I will not run away.

My father was afraid of snakes, terribly afraid. A grass snake would cross in front of his push mower, and he would be in the air taking his first running steps before he hit the ground, calling for someone to come kill it. I do not know why snakes held such a special place in his life because he was a courageous man in all other ways. It was just the snake, any snake. So, as a small boy, I decided to love snakes and would catch them at every opportunity.

There was a day that I caught a great snake about two feet long. I was eight to ten years old at the time. I went to the open, screened window and called for dad, holding the snake behind my back and out of sight. He placed his face near the screen and asked what I wanted. I pulled the snake out in full view and watched my dad leap backwards, turning over a favorite chair and taking out a lamp.

I knew I was dead. My sense of humor was now going to cost me more than I could pay. I knew better. I do not remember what happened as a result of my mean prank. I do remember standing in the yard for what seemed like days holding the snake as my only hope of safety. Dad would not discipline me, or come near me as long as I held the snake.

Mom would occasionally open the back door and ask if I was ready to come inside. I was too afraid to let go and too afraid to run away. No matter what I’d done, I belonged to my dad, and there was nowhere else I could go or would belong. So I stood, locked, with the snake. Eventually I must have put it down and gone in because I’m not still standing there, holding a snake.

I should know better by now, just put the snake down and face the music. I know that discipline is a good thing and the right thing to keep me from harm, especially in the hands of God. Knowing that makes me wonder why holding a snake seems so attractive.

Saying Is Seeing

I had a long conversation with my pastor about the beauty and growth of our church. The more we spoke, the more I realized that everything I said exposed where I am in my personal growth. I see the church in terms of where I am. That may or may not directly correlate with where the church is. We, the church, are a single group made up of diverse individuals, as my friend Heather says. We are each a unique part of the same creature.

The pastor has the unenviable position of seeing all the individual parts, hearing each speak from his/her point of view, and the requirement to discern what they say in the context of the whole. He has a most difficult job, especially when you consider that He has to apply what he hears the family say to where the Lord is leading and to move all the family toward God. Anyone who has had to keep a group in a good working relationship while on a journey together knows the challenge.

Speaking to the pastor shows me my limitations and individual point of view. I may not have really seen myself honestly in my thoughts. My insight became much clearer as I opened my mouth to speak. My words, out loud and in the open, began to be more clear when put in the context of a broader and deeper point of view. The pastors ideas, responses, and point of view acted as a mirror, reflecting my words and ideas back to me so I could see them better through context than when they were just located in my mind.

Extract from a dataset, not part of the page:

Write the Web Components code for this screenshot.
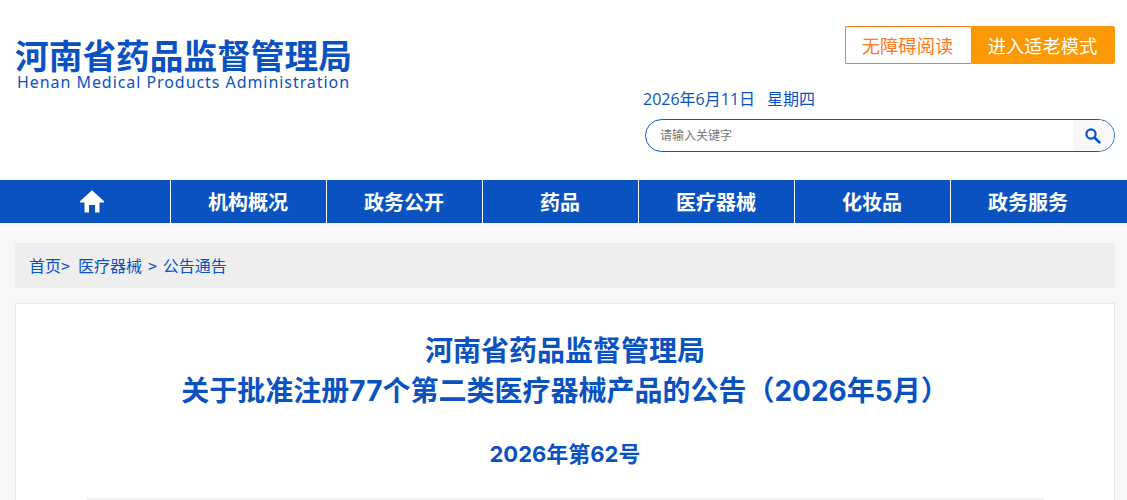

The insights give me the opportunity to pursue the Lord with what I’m seeing inside myself. Though the pastor made no complaint or correction to me, my words showed me immaturity in my thinking and insecurity in my feelings. What was not seen or said by my pastor became obvious to me through my own words.

I used to say things to my students like, “You can’t write any assignment without exposing the author behind it.” It is as true in me as it was for them. Listening is a two way proposition. It is hearing the other and hearing what is really behind what you are saying. It is the complex art of self correction and awareness for growth’s sake. It is choosing to reflect and become aware of your own motives, good and bad. Your own words can help you see what growth lies in your future. God uses relationships so that, through our communications, we can see Him, each other, and ourselves with clearer vision. God’s plan is our growth toward Him. Our openness allows Him to teach us, even through our own words.